Everyone at some point has needed someone to stand up for them. These people shine in our memories for gestures or actions taken on our behalf, whether as children against the schoolyard bully or as adults in favor of a scholarly proposition or professional advance. But an especially powerful embodiment of an advocate is that of an attorney who uses the law, even where individuals have few rights, to argue for the freedom or survival of those who are oppressed. Nasrin Sotoudeh is such an advocate, and on April 26 her courage, determination, and professionalism as a writer, lawyer, and human rights activist in Iran will be honored with the PEN/Barbara Goldsmith Freedom to Write Award. Sotoudeh, who has served as legal counsel for several journalists imprisoned in Iran, was sentenced in January to 11 years in prison. 

 Nasrin Sotoudeh (Raha Asgarizadeh)

The state claims that in advocating for the rights of her fellow Iranians, Sotoudeh engaged in "propaganda against the regime," for which she has been given a one-year sentence. It also found her guilty of "acting against national security" and "violating the Islamic dress code (Hijab) in a filmed speech," bringing an additional 10 years in prison. The court went on to ban her from practicing law and from traveling outside Iran for 20 years. This additional punishment begins after Sotoudeh's release from prison, essentially confining her to Iran and barring her from practicing law for life. Her appeal is pending, according to PEN American Center, which grants the award.

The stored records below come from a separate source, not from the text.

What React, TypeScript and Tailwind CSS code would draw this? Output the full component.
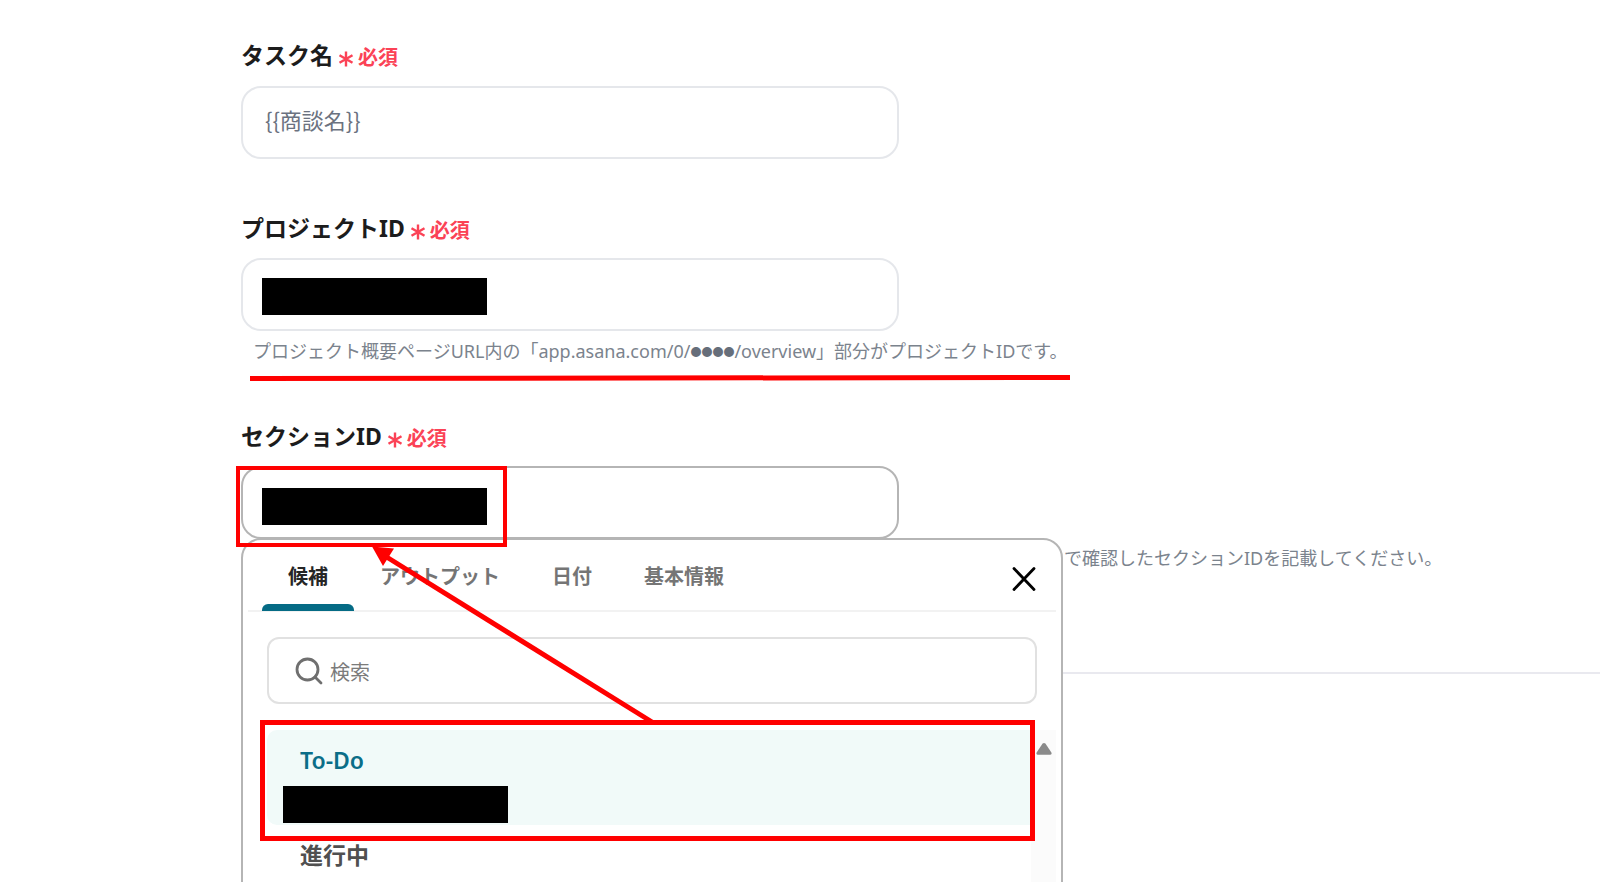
import { useState } from 'react';
import type { ReactNode } from 'react';

function Label({ htmlFor, children }: { htmlFor: string; children: ReactNode }) {
  return (
    <label htmlFor={htmlFor} className="flex h-8 items-center gap-[5px] text-[23px] leading-8 font-bold text-[#1c1c1c]">
      <span>{children}</span>
      <span className="flex items-center gap-1 pt-1.5 text-xl leading-7 text-[#fb4256]">
        <svg viewBox="0 0 16 16" className="mt-0.5 size-4" fill="none" stroke="currentColor" strokeWidth="2.4" aria-hidden="true">
          <path d="M8 0.5v15M1.5 4.2l13 7.6M14.5 4.2l-13 7.6" />
        </svg>
        必須
      </span>
    </label>
  );
}

function Mask({ className }: { className: string }) {
  return <span aria-hidden="true" className={`absolute h-[37px] w-[225px] bg-black ${className}`} />;
}

const inputClass =
  "block h-[73px] w-full rounded-[20px] border-2 bg-white px-[22px] pb-2 font-['Noto_Sans_CJK_JP',sans-serif] text-[22px] text-[#6b7280] outline-none";

const tabs = ['候補', 'アウトプット', '日付', '基本情報'];

function Suggestions() {
  const [active, setActive] = useState(0);
  return (
    <div className="absolute top-full left-0 z-10 -mt-px h-[420px] w-[822px] rounded-t-[20px] border-2 border-[#b5b5b5] bg-white px-[5px]">
      <div className="flex h-[72px] items-stretch justify-between border-b-2 border-[#f2f2f2] pr-5 pl-3.5">
        <div className="flex" role="tablist">
          {tabs.map((name, i) => (
            <button
              key={name}
              type="button"
              role="tab"
              aria-selected={i === active}
              onClick={() => setActive(i)}
              className={`relative px-[26px] pt-1 text-xl font-bold ${i === active ? 'text-[#262626]' : 'text-[#757575]'}`}
            >
              {name}
              {i === active && <span className="absolute inset-x-0 -bottom-px h-[7px] rounded-t-md bg-[#056b85]" />}
            </button>
          ))}
        </div>
        <button type="button" aria-label="閉じる" className="flex items-center pt-2">
          <svg viewBox="0 0 24 24" className="size-6" fill="none" stroke="#000" strokeWidth="2.8" strokeLinecap="round">
            <path d="M2 1.5l20 21M22 1.5l-20 21" />
          </svg>
        </button>
      </div>
      <div className="px-[19px] pt-[25px]">
        <label className="flex h-[67px] items-center gap-[7px] rounded-xl border-2 border-[#e1e1e1] px-[26px]">
          <svg viewBox="0 0 28 28" className="size-7 shrink-0" fill="none" stroke="#6f6f6f" strokeWidth="2.8" strokeLinecap="round" aria-hidden="true">
            <circle cx="12.5" cy="12.5" r="10.5" />
            <path d="M20 20l6 6" />
          </svg>
          <input
            type="search"
            aria-label="検索"
            placeholder="検索"
            className="w-full bg-transparent pt-1 text-xl outline-none placeholder:text-[#7b7b7b] placeholder:opacity-100"
          />
        </label>
      </div>
      <div className="mt-[26px] flex h-[200px]">
        <ul className="grow pl-[19px]">
          <li className="relative">
            <button type="button" className="flex h-[95px] w-full items-start rounded-l-[10px] bg-[#f1faf9] px-[33px] pt-3.5 text-left text-[23px] leading-8 font-semibold text-[#0b6e88]">
              To-Do
            </button>
            <Mask className="top-14 left-4" />
            <span aria-hidden="true" className="absolute -top-2.5 -right-1 -left-[7px] h-[121px] border-[5px] border-[#f00]" />
          </li>
          <li>
            <button type="button" className="flex h-[95px] w-full items-start px-[33px] pt-3.5 text-left text-[23px] leading-8 font-bold text-[#505050]">
              進行中
            </button>
          </li>
        </ul>
        <div className="flex w-[25px] items-start justify-center bg-[#fbfbfb] pt-3">
          <svg viewBox="0 0 16 14" className="h-3.5 w-4" fill="#8a8a8a" aria-hidden="true">
            <path d="M6.6 1.6Q8 .2 9.4 1.6L15.4 10.4Q16.2 12.6 14.4 12.8H1.6Q-.2 12.6 .6 10.4Z" />
          </svg>
        </div>
      </div>
    </div>
  );
}

export default function App() {
  return (
    <main
      lang="ja"
      className="h-screen overflow-hidden bg-white pt-[39px] font-['Noto_Sans','Noto_Sans_CJK_JP',sans-serif]"
    >
      <form className="flex flex-col pl-[241px]">
        <div className="flex flex-col">
          <Label htmlFor="task">タスク名</Label>
          <div className="mt-[15px] max-w-[658px]">
            <input id="task" defaultValue="{{商談名}}" className={`${inputClass} border-[#e5e7eb]`} />
          </div>
        </div>

        <div className="mt-[53px] flex flex-col">
          <Label htmlFor="project">プロジェクトID</Label>
          <div className="relative mt-3.5 max-w-[658px]">
            <input id="project" className={`${inputClass} border-[#e5e7eb]`} />
            <Mask className="top-5 left-[21px]" />
          </div>
          <p className="relative mt-1.5 w-fit pl-3 text-lg leading-7 whitespace-nowrap text-[#7b838d]">
            プロジェクト概要ページURL内の「app.asana.com/0/
            <span className="inline-block align-[2px] text-[11px] leading-3 text-[#666e7a]">●●●●</span>
            /overview」部分がプロジェクトIDです。
            <svg viewBox="0 0 820 8" className="absolute top-[37px] left-[9px] h-2 w-[820px]" stroke="#f00" strokeWidth="5" aria-hidden="true">
              <path d="M0 4.5L820 3.5" />
            </svg>
          </p>
        </div>

        <div className="mt-[55px] flex flex-col">
          <Label htmlFor="section">セクションID</Label>
          <div className="relative mt-3.5 max-w-[658px]">
            <input id="section" className={`${inputClass} border-[#b5b5b5]`} />
            <Mask className="top-[22px] left-[21px]" />
            <Suggestions />
            <span aria-hidden="true" className="absolute top-0 -left-[5px] z-20 h-[81px] w-[271px] border-4 border-[#f00]" />
            <svg viewBox="0 0 290 180" className="absolute top-20 left-[130px] z-20 h-[180px] w-[290px]" aria-hidden="true">
              <path d="M14 10L281 176" stroke="#f00" strokeWidth="5" />
              <path d="M1 0.5L23 2.5L12 20Z" fill="#f00" />
            </svg>
          </div>
          <p className="mt-[5px] pl-[823px] text-lg leading-7 whitespace-nowrap text-[#7b838d]">
            で確認したセクションIDを記載してください。
          </p>
        </div>
      </form>
      <hr className="mt-[100px] ml-[241px] border-t-2 border-[#e9e9ef]" />
    </main>
  );
}
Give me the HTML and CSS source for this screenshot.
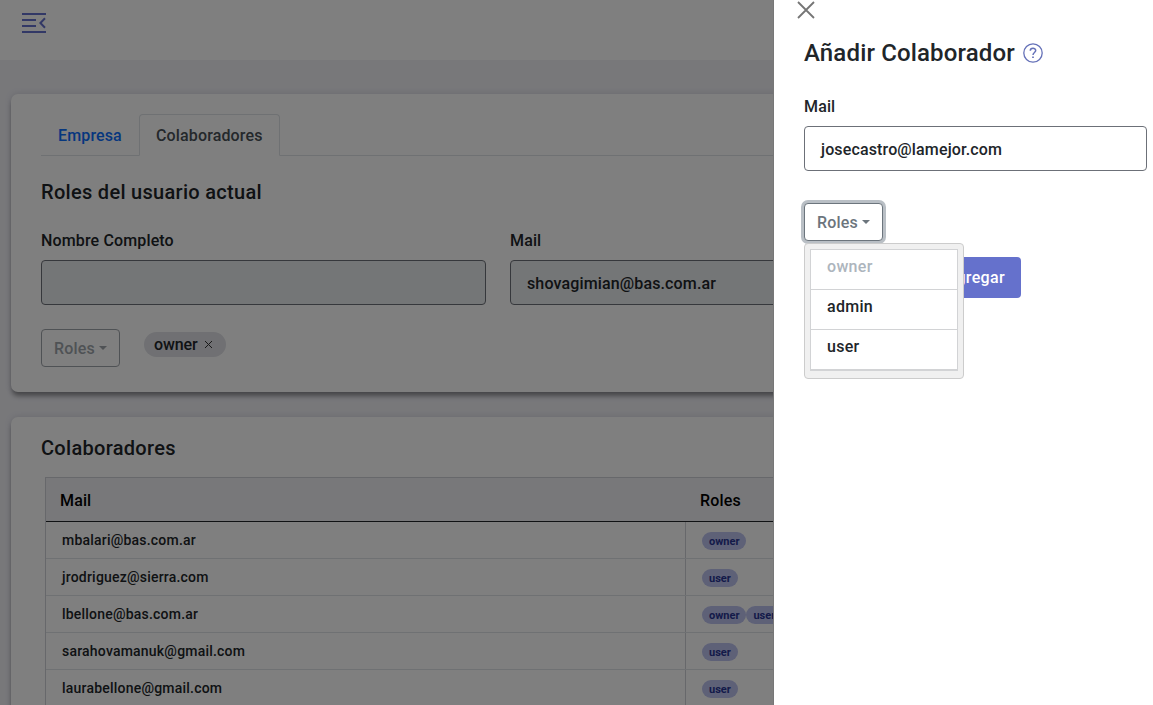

One sad irony for CPJ: Sotoudeh is sitting in the same prison as Mohammad Davari, who was awarded CPJ's International Press Freedom Award in 2010 for his exposure of horrific abuse at Iran's Kahrizak Detention Center. Davari videotaped statements from detainees who said they had been raped, abused, and tortured. The center was closed in July 2009 amid public uproar, but by September of that year the coverage had landed Davari in Tehran's Evin Prison. He is serving a five-year prison-term for "mutiny against the regime."  Among the journalists Sotoudeh represented are Mohammad Seddigh Kaboudvand, Issa Saharkhiz and Kayvan Samimi who remain in prison.

Iran and China were the world's worst jailers of journalists in 2010, as documented by CPJ. Many Iranian reporters who are not behind bars are trying to leave. CPJ's Journalists Assistance program helped 46 Iranian journalists relocate in 2010 due to threats or imminent imprisonment, a higher level of assistance than provided in any other country worldwide. When those legally charged with defending the rights of people are persecuted, detained and sentenced, who is left with the legal power and capacity to stop violations and seek redress? Arbitrary justice seems like a mild term.